RECORDS FOR THE EXERCISE:
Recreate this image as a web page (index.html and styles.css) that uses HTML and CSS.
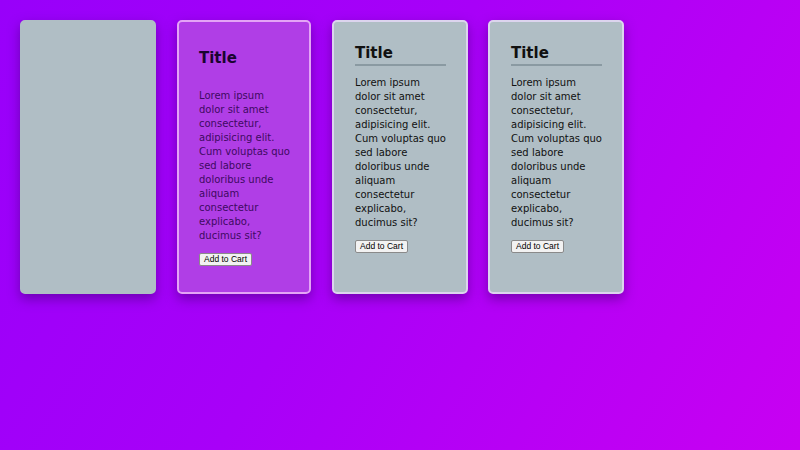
---
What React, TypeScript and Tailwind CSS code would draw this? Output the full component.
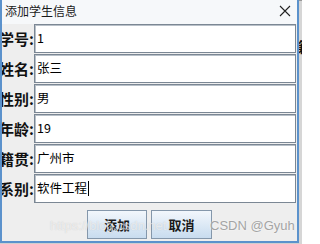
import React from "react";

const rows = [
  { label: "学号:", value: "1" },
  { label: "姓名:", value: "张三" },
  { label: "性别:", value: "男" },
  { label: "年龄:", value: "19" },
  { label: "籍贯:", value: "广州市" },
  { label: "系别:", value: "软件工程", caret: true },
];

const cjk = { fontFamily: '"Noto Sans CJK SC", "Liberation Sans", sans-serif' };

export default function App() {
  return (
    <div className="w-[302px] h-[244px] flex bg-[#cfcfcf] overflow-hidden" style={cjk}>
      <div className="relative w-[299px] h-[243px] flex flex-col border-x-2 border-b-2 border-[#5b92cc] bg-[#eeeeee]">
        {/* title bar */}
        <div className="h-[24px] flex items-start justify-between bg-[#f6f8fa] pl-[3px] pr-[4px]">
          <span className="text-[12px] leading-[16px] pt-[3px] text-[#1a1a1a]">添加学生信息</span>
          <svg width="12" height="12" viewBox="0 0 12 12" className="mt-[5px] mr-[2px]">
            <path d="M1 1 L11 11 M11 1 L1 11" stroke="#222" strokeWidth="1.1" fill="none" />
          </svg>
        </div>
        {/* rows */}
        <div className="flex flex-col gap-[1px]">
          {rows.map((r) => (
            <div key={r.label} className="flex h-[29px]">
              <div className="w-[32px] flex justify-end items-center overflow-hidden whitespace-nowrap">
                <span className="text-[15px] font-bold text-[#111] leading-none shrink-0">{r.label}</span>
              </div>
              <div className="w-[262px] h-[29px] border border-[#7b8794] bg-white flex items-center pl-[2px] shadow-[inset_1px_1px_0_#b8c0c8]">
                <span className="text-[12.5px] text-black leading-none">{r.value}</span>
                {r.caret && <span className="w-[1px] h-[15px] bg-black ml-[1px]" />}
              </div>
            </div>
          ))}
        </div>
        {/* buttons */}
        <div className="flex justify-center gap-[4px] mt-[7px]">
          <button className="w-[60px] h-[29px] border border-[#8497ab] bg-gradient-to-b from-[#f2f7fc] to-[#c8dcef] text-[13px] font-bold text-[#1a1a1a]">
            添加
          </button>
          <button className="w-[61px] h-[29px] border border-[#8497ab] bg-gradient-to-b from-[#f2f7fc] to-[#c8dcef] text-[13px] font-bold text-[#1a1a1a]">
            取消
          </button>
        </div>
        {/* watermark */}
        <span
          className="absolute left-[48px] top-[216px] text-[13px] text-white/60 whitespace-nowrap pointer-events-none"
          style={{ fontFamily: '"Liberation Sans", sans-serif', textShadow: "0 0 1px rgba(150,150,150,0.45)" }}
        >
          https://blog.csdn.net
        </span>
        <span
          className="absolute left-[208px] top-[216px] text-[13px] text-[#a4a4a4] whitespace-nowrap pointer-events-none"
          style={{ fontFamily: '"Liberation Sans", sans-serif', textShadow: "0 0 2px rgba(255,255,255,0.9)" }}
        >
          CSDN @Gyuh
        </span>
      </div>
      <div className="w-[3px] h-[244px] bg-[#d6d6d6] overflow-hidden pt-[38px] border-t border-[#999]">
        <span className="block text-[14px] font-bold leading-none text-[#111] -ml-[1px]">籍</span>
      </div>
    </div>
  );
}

TASK OBJECTIVE: Give the lines above again exactly, from the one containing "What React, TypeScript" to the one containing "import React from", both included, but leave out the pictures.

WRITTEN SOLUTION:
What React, TypeScript and Tailwind CSS code would draw this? Output the full component.
import React from "react";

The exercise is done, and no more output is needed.